__REQUEST__. Write out the listing beneath this instruction in its entirety, exactly as it reads.

__INFORMATION SHOWN__.
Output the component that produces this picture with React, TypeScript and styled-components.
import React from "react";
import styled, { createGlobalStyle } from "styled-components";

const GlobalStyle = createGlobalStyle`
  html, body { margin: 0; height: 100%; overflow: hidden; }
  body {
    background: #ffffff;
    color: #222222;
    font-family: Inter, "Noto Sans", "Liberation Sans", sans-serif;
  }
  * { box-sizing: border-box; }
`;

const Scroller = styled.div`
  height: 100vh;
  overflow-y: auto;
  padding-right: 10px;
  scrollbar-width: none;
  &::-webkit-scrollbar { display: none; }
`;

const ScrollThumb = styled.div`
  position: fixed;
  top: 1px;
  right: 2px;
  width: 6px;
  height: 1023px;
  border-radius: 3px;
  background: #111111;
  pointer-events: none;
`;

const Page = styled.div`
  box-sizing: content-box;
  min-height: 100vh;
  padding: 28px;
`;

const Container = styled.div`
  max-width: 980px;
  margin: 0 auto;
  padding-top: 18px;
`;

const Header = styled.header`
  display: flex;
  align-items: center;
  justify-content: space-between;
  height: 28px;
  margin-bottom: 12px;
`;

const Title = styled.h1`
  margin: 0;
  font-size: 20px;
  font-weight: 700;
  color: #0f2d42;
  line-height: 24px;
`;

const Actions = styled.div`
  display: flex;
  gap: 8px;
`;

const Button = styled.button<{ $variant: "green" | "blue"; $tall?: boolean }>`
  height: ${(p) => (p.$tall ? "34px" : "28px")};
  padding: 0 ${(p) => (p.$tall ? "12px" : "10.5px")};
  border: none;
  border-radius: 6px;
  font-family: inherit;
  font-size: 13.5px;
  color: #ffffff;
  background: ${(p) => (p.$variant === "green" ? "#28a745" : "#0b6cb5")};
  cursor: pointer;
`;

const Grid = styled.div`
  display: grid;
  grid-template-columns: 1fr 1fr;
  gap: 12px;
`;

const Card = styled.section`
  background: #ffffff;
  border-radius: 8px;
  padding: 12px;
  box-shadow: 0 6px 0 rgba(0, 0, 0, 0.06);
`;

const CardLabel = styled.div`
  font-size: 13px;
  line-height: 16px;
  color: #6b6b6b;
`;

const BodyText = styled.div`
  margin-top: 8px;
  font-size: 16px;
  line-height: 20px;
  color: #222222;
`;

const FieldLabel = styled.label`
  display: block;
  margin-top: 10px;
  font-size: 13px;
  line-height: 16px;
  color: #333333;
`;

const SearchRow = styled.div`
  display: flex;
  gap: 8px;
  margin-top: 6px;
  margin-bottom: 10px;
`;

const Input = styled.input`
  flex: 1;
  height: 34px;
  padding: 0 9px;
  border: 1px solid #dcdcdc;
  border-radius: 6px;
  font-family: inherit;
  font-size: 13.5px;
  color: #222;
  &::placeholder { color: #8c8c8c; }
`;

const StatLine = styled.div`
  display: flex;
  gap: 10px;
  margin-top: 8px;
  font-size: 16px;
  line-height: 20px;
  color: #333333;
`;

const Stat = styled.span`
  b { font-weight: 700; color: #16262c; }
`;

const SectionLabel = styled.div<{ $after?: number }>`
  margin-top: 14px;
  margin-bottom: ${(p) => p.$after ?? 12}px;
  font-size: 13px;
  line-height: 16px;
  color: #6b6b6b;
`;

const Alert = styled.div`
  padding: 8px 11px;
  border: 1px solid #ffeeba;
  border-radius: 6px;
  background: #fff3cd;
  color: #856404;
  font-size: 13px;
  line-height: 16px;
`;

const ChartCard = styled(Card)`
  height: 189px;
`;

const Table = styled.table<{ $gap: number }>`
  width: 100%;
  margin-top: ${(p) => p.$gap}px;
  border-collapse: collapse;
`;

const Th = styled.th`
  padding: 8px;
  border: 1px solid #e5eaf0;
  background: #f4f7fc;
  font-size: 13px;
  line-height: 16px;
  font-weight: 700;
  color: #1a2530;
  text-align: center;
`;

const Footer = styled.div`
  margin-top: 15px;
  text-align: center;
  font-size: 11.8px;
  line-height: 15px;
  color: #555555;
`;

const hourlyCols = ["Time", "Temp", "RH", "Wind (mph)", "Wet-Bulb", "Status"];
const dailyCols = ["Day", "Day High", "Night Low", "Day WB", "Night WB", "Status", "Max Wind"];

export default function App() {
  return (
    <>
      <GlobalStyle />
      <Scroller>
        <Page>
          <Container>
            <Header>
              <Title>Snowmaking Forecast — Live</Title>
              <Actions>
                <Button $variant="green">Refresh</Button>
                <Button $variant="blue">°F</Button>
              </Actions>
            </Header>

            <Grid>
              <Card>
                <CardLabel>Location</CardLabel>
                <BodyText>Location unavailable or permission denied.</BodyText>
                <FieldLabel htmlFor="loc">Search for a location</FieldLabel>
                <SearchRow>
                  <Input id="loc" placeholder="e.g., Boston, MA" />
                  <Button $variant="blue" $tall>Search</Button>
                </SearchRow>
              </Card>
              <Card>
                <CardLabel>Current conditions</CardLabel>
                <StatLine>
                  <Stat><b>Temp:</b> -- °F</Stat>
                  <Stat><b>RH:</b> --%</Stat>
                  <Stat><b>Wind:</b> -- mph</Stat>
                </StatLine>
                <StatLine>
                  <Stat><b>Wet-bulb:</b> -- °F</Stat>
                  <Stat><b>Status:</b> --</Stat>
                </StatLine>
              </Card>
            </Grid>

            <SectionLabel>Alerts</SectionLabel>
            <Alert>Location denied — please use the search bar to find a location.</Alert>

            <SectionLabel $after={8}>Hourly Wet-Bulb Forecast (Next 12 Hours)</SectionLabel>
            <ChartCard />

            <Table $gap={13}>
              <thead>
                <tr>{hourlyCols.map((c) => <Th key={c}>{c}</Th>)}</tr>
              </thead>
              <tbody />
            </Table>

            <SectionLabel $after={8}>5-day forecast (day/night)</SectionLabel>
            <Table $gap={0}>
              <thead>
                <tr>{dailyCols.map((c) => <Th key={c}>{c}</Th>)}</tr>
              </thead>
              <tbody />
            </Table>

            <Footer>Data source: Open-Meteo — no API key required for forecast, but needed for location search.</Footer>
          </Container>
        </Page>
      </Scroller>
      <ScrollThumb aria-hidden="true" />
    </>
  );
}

__COMPLETE RESPONSE__.
Output the component that produces this picture with React, TypeScript and styled-components.
import React from "react";
import styled, { createGlobalStyle } from "styled-components";

const GlobalStyle = createGlobalStyle`
  html, body { margin: 0; height: 100%; overflow: hidden; }
  body {
    background: #ffffff;
    color: #222222;
    font-family: Inter, "Noto Sans", "Liberation Sans", sans-serif;
  }
  * { box-sizing: border-box; }
`;

const Scroller = styled.div`
  height: 100vh;
  overflow-y: auto;
  padding-right: 10px;
  scrollbar-width: none;
  &::-webkit-scrollbar { display: none; }
`;

const ScrollThumb = styled.div`
  position: fixed;
  top: 1px;
  right: 2px;
  width: 6px;
  height: 1023px;
  border-radius: 3px;
  background: #111111;
  pointer-events: none;
`;

const Page = styled.div`
  box-sizing: content-box;
  min-height: 100vh;
  padding: 28px;
`;

const Container = styled.div`
  max-width: 980px;
  margin: 0 auto;
  padding-top: 18px;
`;

const Header = styled.header`
  display: flex;
  align-items: center;
  justify-content: space-between;
  height: 28px;
  margin-bottom: 12px;
`;

const Title = styled.h1`
  margin: 0;
  font-size: 20px;
  font-weight: 700;
  color: #0f2d42;
  line-height: 24px;
`;

const Actions = styled.div`
  display: flex;
  gap: 8px;
`;

const Button = styled.button<{ $variant: "green" | "blue"; $tall?: boolean }>`
  height: ${(p) => (p.$tall ? "34px" : "28px")};
  padding: 0 ${(p) => (p.$tall ? "12px" : "10.5px")};
  border: none;
  border-radius: 6px;
  font-family: inherit;
  font-size: 13.5px;
  color: #ffffff;
  background: ${(p) => (p.$variant === "green" ? "#28a745" : "#0b6cb5")};
  cursor: pointer;
`;

const Grid = styled.div`
  display: grid;
  grid-template-columns: 1fr 1fr;
  gap: 12px;
`;

const Card = styled.section`
  background: #ffffff;
  border-radius: 8px;
  padding: 12px;
  box-shadow: 0 6px 0 rgba(0, 0, 0, 0.06);
`;

const CardLabel = styled.div`
  font-size: 13px;
  line-height: 16px;
  color: #6b6b6b;
`;

const BodyText = styled.div`
  margin-top: 8px;
  font-size: 16px;
  line-height: 20px;
  color: #222222;
`;

const FieldLabel = styled.label`
  display: block;
  margin-top: 10px;
  font-size: 13px;
  line-height: 16px;
  color: #333333;
`;

const SearchRow = styled.div`
  display: flex;
  gap: 8px;
  margin-top: 6px;
  margin-bottom: 10px;
`;

const Input = styled.input`
  flex: 1;
  height: 34px;
  padding: 0 9px;
  border: 1px solid #dcdcdc;
  border-radius: 6px;
  font-family: inherit;
  font-size: 13.5px;
  color: #222;
  &::placeholder { color: #8c8c8c; }
`;

const StatLine = styled.div`
  display: flex;
  gap: 10px;
  margin-top: 8px;
  font-size: 16px;
  line-height: 20px;
  color: #333333;
`;

const Stat = styled.span`
  b { font-weight: 700; color: #16262c; }
`;

const SectionLabel = styled.div<{ $after?: number }>`
  margin-top: 14px;
  margin-bottom: ${(p) => p.$after ?? 12}px;
  font-size: 13px;
  line-height: 16px;
  color: #6b6b6b;
`;

const Alert = styled.div`
  padding: 8px 11px;
  border: 1px solid #ffeeba;
  border-radius: 6px;
  background: #fff3cd;
  color: #856404;
  font-size: 13px;
  line-height: 16px;
`;

const ChartCard = styled(Card)`
  height: 189px;
`;

const Table = styled.table<{ $gap: number }>`
  width: 100%;
  margin-top: ${(p) => p.$gap}px;
  border-collapse: collapse;
`;

const Th = styled.th`
  padding: 8px;
  border: 1px solid #e5eaf0;
  background: #f4f7fc;
  font-size: 13px;
  line-height: 16px;
  font-weight: 700;
  color: #1a2530;
  text-align: center;
`;

const Footer = styled.div`
  margin-top: 15px;
  text-align: center;
  font-size: 11.8px;
  line-height: 15px;
  color: #555555;
`;

const hourlyCols = ["Time", "Temp", "RH", "Wind (mph)", "Wet-Bulb", "Status"];
const dailyCols = ["Day", "Day High", "Night Low", "Day WB", "Night WB", "Status", "Max Wind"];

export default function App() {
  return (
    <>
      <GlobalStyle />
      <Scroller>
        <Page>
          <Container>
            <Header>
              <Title>Snowmaking Forecast — Live</Title>
              <Actions>
                <Button $variant="green">Refresh</Button>
                <Button $variant="blue">°F</Button>
              </Actions>
            </Header>

            <Grid>
              <Card>
                <CardLabel>Location</CardLabel>
                <BodyText>Location unavailable or permission denied.</BodyText>
                <FieldLabel htmlFor="loc">Search for a location</FieldLabel>
                <SearchRow>
                  <Input id="loc" placeholder="e.g., Boston, MA" />
                  <Button $variant="blue" $tall>Search</Button>
                </SearchRow>
              </Card>
              <Card>
                <CardLabel>Current conditions</CardLabel>
                <StatLine>
                  <Stat><b>Temp:</b> -- °F</Stat>
                  <Stat><b>RH:</b> --%</Stat>
                  <Stat><b>Wind:</b> -- mph</Stat>
                </StatLine>
                <StatLine>
                  <Stat><b>Wet-bulb:</b> -- °F</Stat>
                  <Stat><b>Status:</b> --</Stat>
                </StatLine>
              </Card>
            </Grid>

            <SectionLabel>Alerts</SectionLabel>
            <Alert>Location denied — please use the search bar to find a location.</Alert>

            <SectionLabel $after={8}>Hourly Wet-Bulb Forecast (Next 12 Hours)</SectionLabel>
            <ChartCard />

            <Table $gap={13}>
              <thead>
                <tr>{hourlyCols.map((c) => <Th key={c}>{c}</Th>)}</tr>
              </thead>
              <tbody />
            </Table>

            <SectionLabel $after={8}>5-day forecast (day/night)</SectionLabel>
            <Table $gap={0}>
              <thead>
                <tr>{dailyCols.map((c) => <Th key={c}>{c}</Th>)}</tr>
              </thead>
              <tbody />
            </Table>

            <Footer>Data source: Open-Meteo — no API key required for forecast, but needed for location search.</Footer>
          </Container>
        </Page>
      </Scroller>
      <ScrollThumb aria-hidden="true" />
    </>
  );
}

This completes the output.